Front-end source files
+ + + + +

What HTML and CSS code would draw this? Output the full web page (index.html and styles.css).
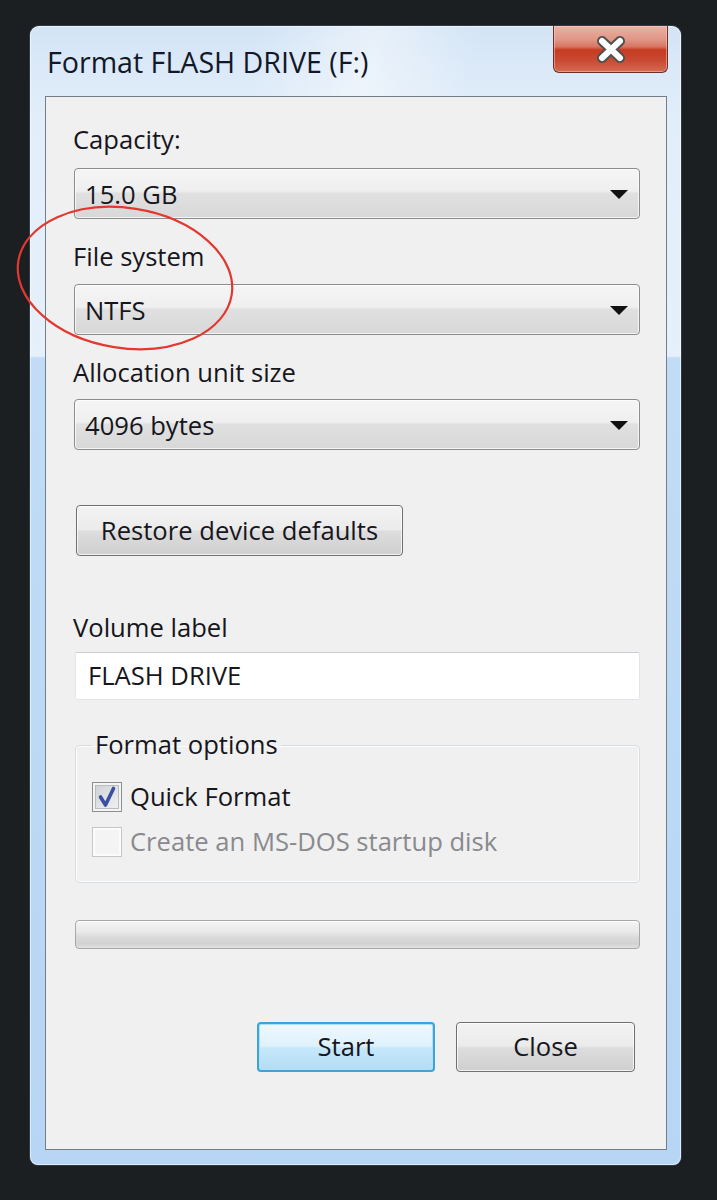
FILE: index.html
```html
<!DOCTYPE html>
<html>
<head>
<meta charset="utf-8">
<title>Format FLASH DRIVE (F:)</title>
<link rel="stylesheet" href="styles.css">
</head>
<body>
<div class="window">
  <div class="titlebar">
    <div class="title">Format FLASH DRIVE (F:)</div>
    <div class="close-btn">
      <svg width="115" height="47" viewBox="0 0 115 47">
        <path d="M50 15 L68 32 M68 15 L50 32" stroke="#505050" stroke-width="10" stroke-linecap="round" fill="none"/>
        <path d="M50 15 L68 32 M68 15 L50 32" stroke="#ffffff" stroke-width="6" stroke-linecap="round" fill="none"/>
      </svg>
    </div>
  </div>
  <div class="panel">
    <div class="label first">Capacity:</div>
    <div class="combo c1"><span class="combo-text">15.0 GB</span><svg class="arrow" width="18" height="10" viewBox="0 0 18 10"><polygon points="0,0 18,0 9,9" fill="#111"/></svg></div>
    <div class="label l2">File system</div>
    <div class="combo c2"><span class="combo-text">NTFS</span><svg class="arrow" width="18" height="10" viewBox="0 0 18 10"><polygon points="0,0 18,0 9,9" fill="#111"/></svg></div>
    <div class="label l2">Allocation unit size</div>
    <div class="combo c3"><span class="combo-text">4096 bytes</span><svg class="arrow" width="18" height="10" viewBox="0 0 18 10"><polygon points="0,0 18,0 9,9" fill="#111"/></svg></div>
    <div class="btn restore">Restore device defaults</div>
    <div class="label vol">Volume label</div>
    <div class="textbox">FLASH DRIVE</div>
    <fieldset class="group">
      <legend class="legend">Format options</legend>
      <div class="check-row">
        <span class="checkbox checked">
          <svg width="28" height="28" viewBox="0 0 28 28"><path d="M7.5 14 L12.5 22 L20.5 5.5" stroke="#3b4fa3" stroke-width="3.6" fill="none" stroke-linecap="round" stroke-linejoin="round"/></svg>
        </span>
        <span class="check-text">Quick Format</span>
      </div>
      <div class="check-row second">
        <span class="checkbox disabled"></span>
        <span class="check-text dim">Create an MS-DOS startup disk</span>
      </div>
    </fieldset>
    <div class="progress"></div>
    <div class="actions">
      <div class="btn start">Start</div>
      <div class="btn close">Close</div>
    </div>
  </div>
</div>
<svg class="annotation" width="260" height="170" viewBox="0 0 260 170">
  <ellipse cx="125" cy="82" rx="108" ry="70" transform="rotate(9 125 82)" fill="none" stroke="#e2382f" stroke-width="2.2"/>
</svg>
</body>
</html>
```

FILE: styles.css
```css
html, body {
  margin: 0;
  padding: 0;
}
body {
  background: #1c1f22;
  padding: 26px 0 0 30px;
  height: 1200px;
  box-sizing: border-box;
  font-family: "Open Sans", "Noto Sans", sans-serif;
  color: #16161c;
  position: relative;
  overflow: hidden;
}
.window {
  width: 651px;
  height: 1139px;
  box-sizing: border-box;
  padding: 0 14px 15px 15px;
  border-radius: 9px 9px 8px 8px;
  background: linear-gradient(to bottom, #d3e4f5 0px, #dbe9f8 40px, #e1edf9 90px, #e6f0fb 330px, #c0dcf6 332px, #b7d5f4 100%);
  box-shadow: inset 0 0 0 1px rgba(255,255,255,0.55), 0 0 0 1px rgba(60,75,90,0.6);
  display: flex;
  flex-direction: column;
}
.titlebar {
  height: 70px;
  display: flex;
  align-items: flex-start;
  background: linear-gradient(100deg, rgba(255,255,255,0) 35%, rgba(255,255,255,0.45) 52%, rgba(255,255,255,0) 68%);
  margin: 0 -14px 0 -15px;
  padding: 0 13px 0 17px;
}
.title {
  padding-top: 20px;
  font-size: 28.6px;
  line-height: 32px;
  color: #131828;
}
.close-btn {
  margin-left: auto;
  width: 115px;
  height: 47px;
  box-sizing: border-box;
  border: 1px solid #6e3026;
  border-top: none;
  border-radius: 0 0 6px 6px;
  background: linear-gradient(to bottom, #eab2a6 0%, #e09584 30%, #d67662 45%, #c63b22 52%, #c94a32 75%, #d56a52 100%);
  box-shadow: inset 0 0 0 1px rgba(255,220,210,0.45);
  display: flex;
  align-items: center;
  justify-content: center;
  overflow: hidden;
}
.close-btn svg {
  display: block;
  margin-left: -2px;
}
.panel {
  height: 1054px;
  box-sizing: border-box;
  background: #f0f0f0;
  border: 1px solid #727e89;
  padding: 27px 26px 0 28px;
  display: flex;
  flex-direction: column;
  font-size: 25.6px;
  line-height: 32px;
}
.label {
  height: 32px;
  margin-left: -1px;
}
.label.l2 {
  margin-top: 22px;
}
.combo {
  margin-top: 12px;
  height: 51px;
  box-sizing: border-box;
  border: 1px solid #8b8c8c;
  border-radius: 4px;
  background: linear-gradient(to bottom, #f5f5f5 0%, #efefef 45%, #e0e0e0 50%, #d8d8d8 100%);
  box-shadow: inset 0 0 0 1px rgba(255,255,255,0.7);
  display: flex;
  align-items: center;
  padding: 0 11px 0 10px;
}
.combo.c2 { margin-top: 11px; }
.combo.c3 { margin-top: 10px; }
.combo-text {
  flex: 1;
  padding-top: 2px;
}
.arrow {
  display: block;
  margin-top: 2px;
}
.btn {
  height: 51px;
  box-sizing: border-box;
  border: 1px solid #707070;
  border-radius: 4px;
  background: linear-gradient(to bottom, #f3f3f3 0%, #ebebeb 48%, #dddddd 52%, #cfcfcf 100%);
  box-shadow: inset 0 0 0 1px rgba(255,255,255,0.75);
  display: flex;
  align-items: center;
  justify-content: center;
}
.restore {
  margin-top: 55px;
  margin-left: 2px;
  width: 327px;
}
.label.vol {
  margin-top: 56px;
}
.textbox {
  margin-top: 8px;
  height: 48px;
  box-sizing: border-box;
  background: #ffffff;
  border: 1px solid #e2e6ea;
  border-top-color: #c9ccd0;
  border-radius: 2px;
  margin-left: 1px;
  padding: 0 12px;
  display: flex;
  align-items: center;
}
.group {
  margin: 29px 0 0 1px;
  padding: 21px 16px 25px 16px;
  border: 1px solid #d5dde3;
  border-radius: 5px;
  box-shadow: inset 0 0 0 1px rgba(255,255,255,0.8);
  min-inline-size: 0;
}
.legend {
  padding: 0 3px;
  line-height: 32px;
  height: 32px;
}
.check-row {
  height: 30px;
  display: flex;
  align-items: center;
  gap: 8px;
}
.check-row.second {
  margin-top: 15px;
}
.checkbox {
  width: 30px;
  height: 30px;
  box-sizing: border-box;
  border: 1px solid #8e8f8f;
  display: flex;
  align-items: center;
  justify-content: center;
}
.checkbox.checked {
  background: #f4f4f4;
  box-shadow: inset 0 0 0 2px #f4f4f4, inset 0 0 0 3px #b9bcbf;
  background-image: linear-gradient(135deg, #cbcfd3 0%, #e4e6e8 60%, #f1f2f3 100%);
}
.checkbox.checked svg {
  display: block;
}
.checkbox.disabled {
  border-color: #c4c7c9;
  background: #f4f4f4;
  box-shadow: inset 0 0 0 2px #fbfbfb;
}
.check-text.dim {
  color: #8a8a8e;
}
.progress {
  margin-top: 37px;
  height: 29px;
  box-sizing: border-box;
  border: 1px solid #a8a8a8;
  border-radius: 4px;
  background: linear-gradient(to bottom, #f4f4f4 0%, #e9e9e9 40%, #dadada 60%, #d2d2d2 85%, #e2e2e2 100%);
  box-shadow: inset 0 1px 0 #ffffff;
  margin-left: 1px;
}
.actions {
  margin-top: 73px;
  display: flex;
  justify-content: flex-end;
  gap: 21px;
  padding-right: 5px;
}
.start, .close {
  height: 50px;
  width: 179px;
}
.start {
  width: 178px;
  border: 2px solid #3fa3d9;
  background: linear-gradient(to bottom, #eef8fe 0%, #dff1fc 48%, #c6e8fb 52%, #b3dcf3 100%);
  box-shadow: inset 0 0 0 1px #a8e2fb;
}
.annotation {
  position: absolute;
  left: 0;
  top: 196px;
  pointer-events: none;
}
```
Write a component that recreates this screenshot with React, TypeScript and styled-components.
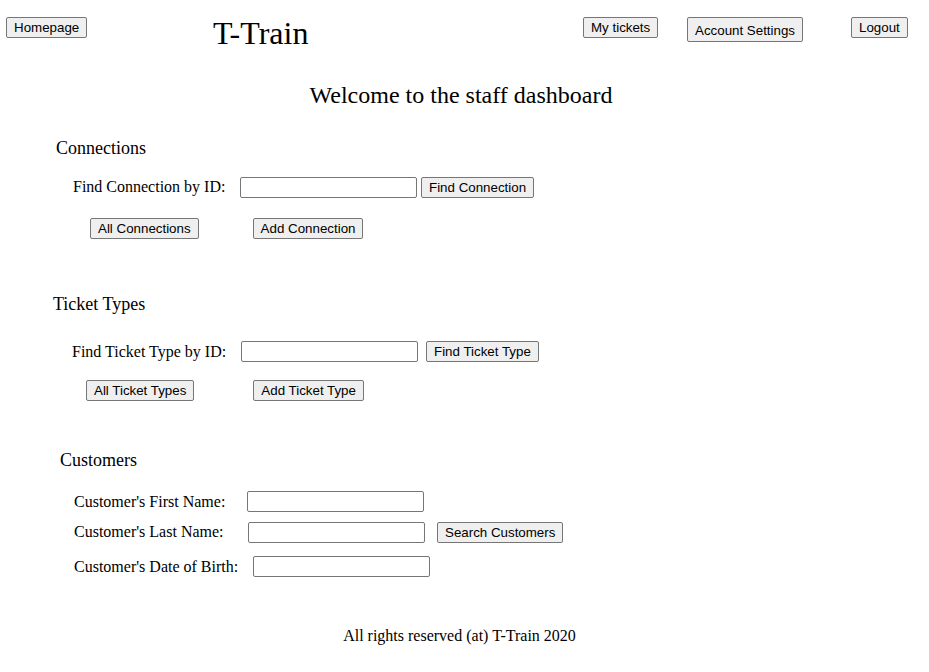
import styled, { createGlobalStyle } from "styled-components";

const GlobalStyle = createGlobalStyle`
  html, body {
    margin: 0;
    padding: 0;
    background: #ffffff;
  }
  body {
    font-family: "Liberation Serif", "Times New Roman", serif;
    color: #000000;
  }
`;

const App = () => {
    return (
        <Page>
            <GlobalStyle />
            <Header>
                <div>
                    <Button>Homepage</Button>
                </div>
                <Title>T-Train</Title>
                <div>
                    <Button>My tickets</Button>
                </div>
                <div>
                    <Button $tall>Account Settings</Button>
                </div>
                <div>
                    <Button>Logout</Button>
                </div>
            </Header>

            <Welcome>Welcome to the staff dashboard</Welcome>

            <SectionTitle $top={28} $left={56}>Connections</SectionTitle>
            <Row $top={17} $left={73} $h={22}>
                <Label $w={167}>Find Connection by ID:</Label>
                <TextInput />
                <Button $ml={4}>Find Connection</Button>
            </Row>
            <Row $top={19} $left={90} $h={22}>
                <Button>All Connections</Button>
                <Button $ml={54}>Add Connection</Button>
            </Row>

            <SectionTitle $top={54} $left={53}>Ticket Types</SectionTitle>
            <Row $top={25} $left={72} $h={23}>
                <Label $w={169}>Find Ticket Type by ID:</Label>
                <TextInput />
                <Button $ml={8}>Find Ticket Type</Button>
            </Row>
            <Row $top={16} $left={86} $h={22}>
                <Button>All Ticket Types</Button>
                <Button $ml={59}>Add Ticket Type</Button>
            </Row>

            <SectionTitle $top={48} $left={60}>Customers</SectionTitle>
            <Row $top={20} $left={74} $h={21}>
                <Label $w={173}>Customer's First Name:</Label>
                <TextInput />
            </Row>
            <Row $top={8} $left={74} $h={24}>
                <Label $w={174}>Customer's Last Name:</Label>
                <TextInput />
                <Button $ml={12}>Search Customers</Button>
            </Row>
            <Row $top={12} $left={74} $h={21}>
                <Label $w={179}>Customer's Date of Birth:</Label>
                <TextInput />
            </Row>

            <Footer>All rights reserved (at) T-Train 2020</Footer>
        </Page>
    );
};

export default App;

const Page = styled.div`
    width: 929px;
    min-height: 672px;
    display: flex;
    flex-direction: column;
`;

const Header = styled.header`
    height: 45px;
    box-sizing: border-box;
    padding: 17px 0 0 6px;
    display: grid;
    grid-template-columns: 207px 370px 104px 164px auto;
    align-items: start;
`;

const Title = styled.h1`
    margin: 0;
    font-size: 32px;
    line-height: 32px;
    font-weight: normal;
`;

const Button = styled.button<{ $tall?: boolean; $ml?: number }>`
    height: ${({ $tall }) => ($tall ? 25 : 21)}px;
    box-sizing: border-box;
    margin: 0 0 0 ${({ $ml }) => $ml ?? 0}px;
    padding: ${({ $tall }) => ($tall ? "2px 7px 0" : "0 7px")};
    border: 1px solid #767676;
    border-radius: 2px;
    background: #efefef;
    color: #000000;
    font-family: "Liberation Sans", Arial, sans-serif;
    font-size: 13.333px;
    line-height: 15px;
    white-space: nowrap;
`;

const Welcome = styled.h2`
    margin: 36px 0 0;
    padding-right: 7px;
    font-size: 24px;
    line-height: 28px;
    font-weight: normal;
    text-align: center;
`;

const SectionTitle = styled.h3<{ $top: number; $left: number }>`
    margin: ${({ $top }) => $top}px 0 0 ${({ $left }) => $left}px;
    font-size: 18px;
    line-height: 22px;
    font-weight: normal;
`;

const Row = styled.div<{ $top: number; $left: number; $h: number }>`
    display: flex;
    align-items: center;
    height: ${({ $h }) => $h}px;
    margin-top: ${({ $top }) => $top}px;
    padding-left: ${({ $left }) => $left}px;
`;

const Label = styled.span<{ $w: number }>`
    width: ${({ $w }) => $w}px;
    flex-shrink: 0;
    font-size: 16px;
    line-height: 18px;
    white-space: nowrap;
`;

const TextInput = styled.input.attrs({ type: "text" })`
    width: 177px;
    height: 21px;
    box-sizing: border-box;
    margin: 0;
    padding: 1px 2px;
    border: 1px solid #767676;
    border-radius: 2px;
    background: #ffffff;
    font-family: "Liberation Sans", Arial, sans-serif;
    font-size: 13.333px;
`;

const Footer = styled.footer`
    margin-top: 50px;
    padding-right: 10px;
    font-size: 16px;
    line-height: 18px;
    text-align: center;
`;
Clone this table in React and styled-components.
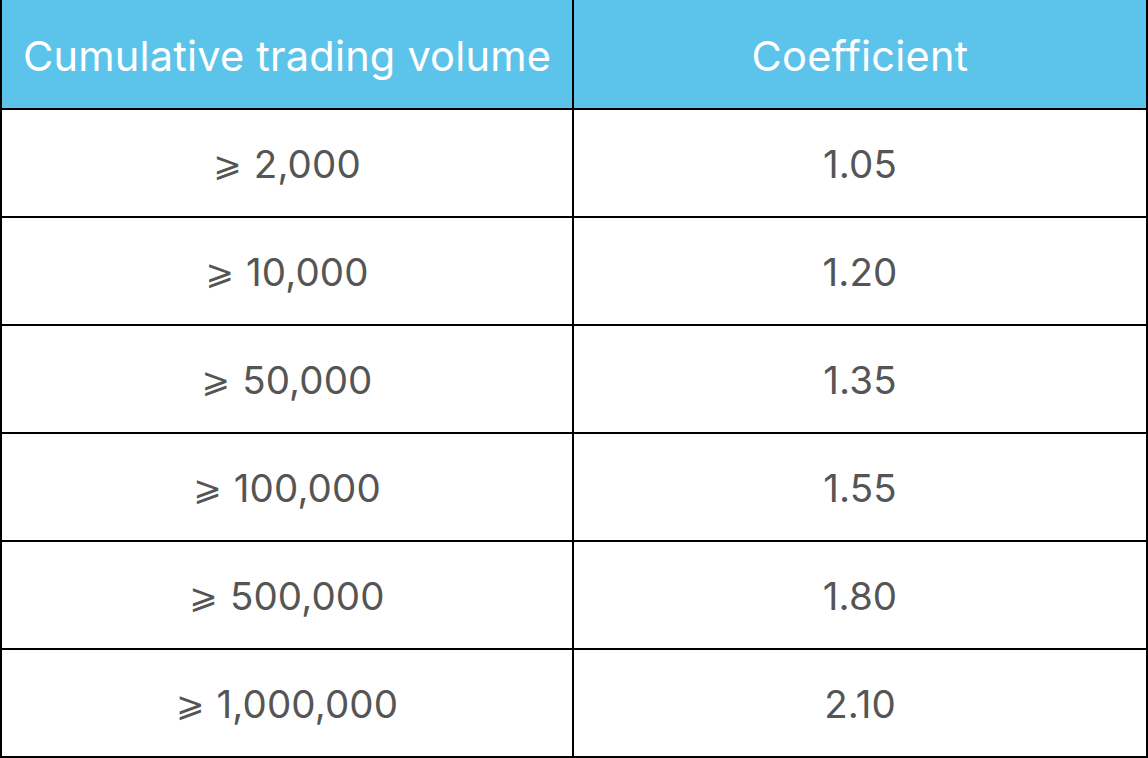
import React from "react";
import styled, { createGlobalStyle } from "styled-components";

const Global = createGlobalStyle`
  html, body { margin: 0; padding: 0; background: #ffffff; }
  body { font-family: Inter, "Noto Sans", "DejaVu Sans", sans-serif; }
`;

const Table = styled.div`
  width: 1148px;
  box-sizing: border-box;
  border-left: 2px solid #000;
  border-right: 2px solid #000;
  display: grid;
  grid-template-columns: 1fr 1fr;
  grid-auto-rows: auto;
`;

const Cell = styled.div`
  box-sizing: border-box;
  height: ${(p) => (p.$head ? 110 : 108)}px;
  display: flex;
  align-items: center;
  justify-content: center;
  border-bottom: 2px solid #000;
  border-right: ${(p) => (p.$left ? "2px solid #000" : "none")};
  background: ${(p) => (p.$head ? "#5cc4ea" : "#ffffff")};
  color: ${(p) => (p.$head ? "#ffffff" : "#555555")};
  font-size: ${(p) => (p.$head ? 41.5 : 38.5)}px;
  font-weight: 400;
  letter-spacing: ${(p) => (p.$head ? "0.2px" : "0.1px")};
  padding-top: ${(p) => (p.$head ? 4 : 2)}px;
`;

const Sign = styled.span`
  font-family: "DejaVu Sans", sans-serif;
  font-size: 34px;
  margin-right: 12px;
`;

const rows = [
  ["2,000", "1.05"],
  ["10,000", "1.20"],
  ["50,000", "1.35"],
  ["100,000", "1.55"],
  ["500,000", "1.80"],
  ["1,000,000", "2.10"],
];

export default function App() {
  return (
    <>
      <Global />
      <Table>
        <Cell $head $left>Cumulative trading volume</Cell>
        <Cell $head>Coefficient</Cell>
        {rows.map(([v, c]) => (
          <React.Fragment key={v}>
            <Cell $left>
              <Sign>⩾</Sign>
              {v}
            </Cell>
            <Cell>{c}</Cell>
          </React.Fragment>
        ))}
      </Table>
    </>
  );
}
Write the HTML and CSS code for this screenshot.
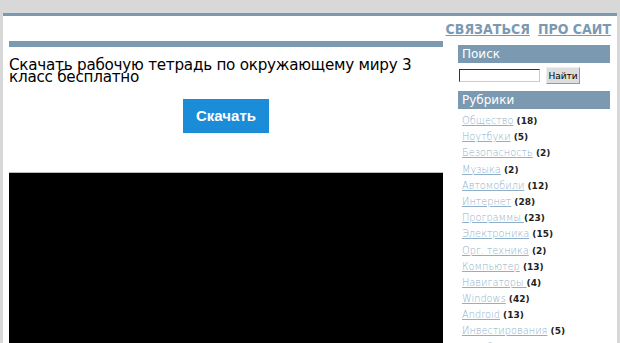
FILE: index.html
```html
<!DOCTYPE html>
<html lang="ru">
<head>
<meta charset="UTF-8">
<title>Скачать рабочую тетрадь по окружающему миру 3 класс бесплатно</title>
<link rel="stylesheet" href="styles.css">
</head>
<body>
<div class="page">
    <div class="top">
        <a href="#">СВЯЗАТЬСЯ</a>
        <a href="#">ПРО САИТ</a>
    </div>
    <div class="wrap">
        <div class="main">
            <div class="bar"></div>
            <h1>Скачать рабочую тетрадь по окружающему миру 3 класс бесплатно</h1>
            <div class="dl"><a class="btn" href="#">Скачать</a></div>
            <div class="video"></div>
        </div>
        <div class="side">
            <h3>Поиск</h3>
            <form class="search">
                <input type="text">
                <button type="button">Найти</button>
            </form>
            <h3>Рубрики</h3>
            <ul class="cats">
                <li><a href="#">Общество</a> (18)</li>
                <li><a href="#">Ноутбуки</a> (5)</li>
                <li><a href="#">Безопасность</a> (2)</li>
                <li><a href="#">Музыка</a> (2)</li>
                <li><a href="#">Автомобили</a> (12)</li>
                <li><a href="#">Интернет</a> (28)</li>
                <li><a href="#">Программы </a> (23)</li>
                <li><a href="#">Электроника</a> (15)</li>
                <li><a href="#">Орг. техника</a> (2)</li>
                <li><a href="#">Компьютер</a> (13)</li>
                <li><a href="#">Навигаторы </a> (4)</li>
                <li><a href="#">Windows</a> (42)</li>
                <li><a href="#">Android</a> (13)</li>
                <li><a href="#">Инвестирования</a> (5)</li>
                <li><a href="#">Заработок</a> (7)</li>
            </ul>
        </div>
    </div>
</div>
</body>
</html>
```
FILE: styles.css
```css
body {
    margin: 0;
    background-color: #d8d8d8;
    font-family: "DejaVu Sans", Verdana, sans-serif;
    overflow: hidden;
}

.page {
    margin: 13px 3px 0 3px;
    background-color: #fff;
    border-top: 3px solid #7b9ab0;
    height: 400px;
}

.top {
    text-align: right;
    padding: 3px 6px 0 0;
    height: 22px;
}

.top a {
    font-family: "DejaVu Sans Condensed", "DejaVu Sans", sans-serif;
    font-weight: bold;
    font-size: 14px;
    color: #7b9ab2;
    margin-left: 3px;
}

.wrap {
    display: flex;
}

.main {
    width: 434px;
    margin-left: 6px;
}

.bar {
    height: 6px;
    background-color: #7b9ab0;
}

h1 {
    font-weight: normal;
    font-size: 15.2px;
    letter-spacing: -0.25px;
    line-height: 12px;
    margin: 12px 0 0 0;
    color: #000;
}

.dl {
    text-align: center;
    margin-top: 16px;
}

.btn {
    display: inline-block;
    width: 86px;
    height: 34px;
    line-height: 34px;
    background-color: #1a8cd8;
    color: #fff;
    font-family: "Liberation Sans", Arial, sans-serif;
    font-weight: bold;
    font-size: 15px;
    text-decoration: none;
}

.video {
    margin-top: 39px;
    height: 300px;
    background-color: #000;
    border-top: 1px solid #bbb;
}

.side {
    width: 152px;
    margin-left: 15px;
    padding-top: 4px;
}

.side h3 {
    margin: 0;
    background-color: #7b9ab2;
    color: #fff;
    font-weight: normal;
    font-size: 12px;
    height: 18px;
    line-height: 18px;
    padding-left: 4px;
}

.search {
    margin: 4px 0 7px 1px;
    display: flex;
    align-items: center;
}

.search input {
    width: 81px;
    height: 13px;
    padding: 0;
    border: 1px solid #333;
    border-right-color: #ccc;
    border-bottom-color: #ccc;
    box-sizing: border-box;
}

.search button {
    margin-left: 6px;
    height: 17px;
    width: 34px;
    padding: 0;
    font-size: 9px;
    font-family: "DejaVu Sans", sans-serif;
    background-color: #ddd;
    border: 1px solid #999;
    border-top-color: #eee;
    border-left-color: #eee;
}

.cats {
    list-style-type: none;
    margin: 4px 0 0 4px;
    padding: 0;
    font-size: 9px;
    font-weight: bold;
    color: #222;
}

.cats li {
    height: 16.2px;
    line-height: 16px;
}

.cats a {
    font-size: 9.8px;
    font-weight: 200;
    color: #8fb0ca;
}
```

+ + + + +

In the material above, find each line that contains the word "components", and select it.

Write a component that recreates this screenshot with React, TypeScript and styled-components.
import styled, { createGlobalStyle } from "styled-components";
Clone this table in React and styled-components.
import styled, { createGlobalStyle } from "styled-components";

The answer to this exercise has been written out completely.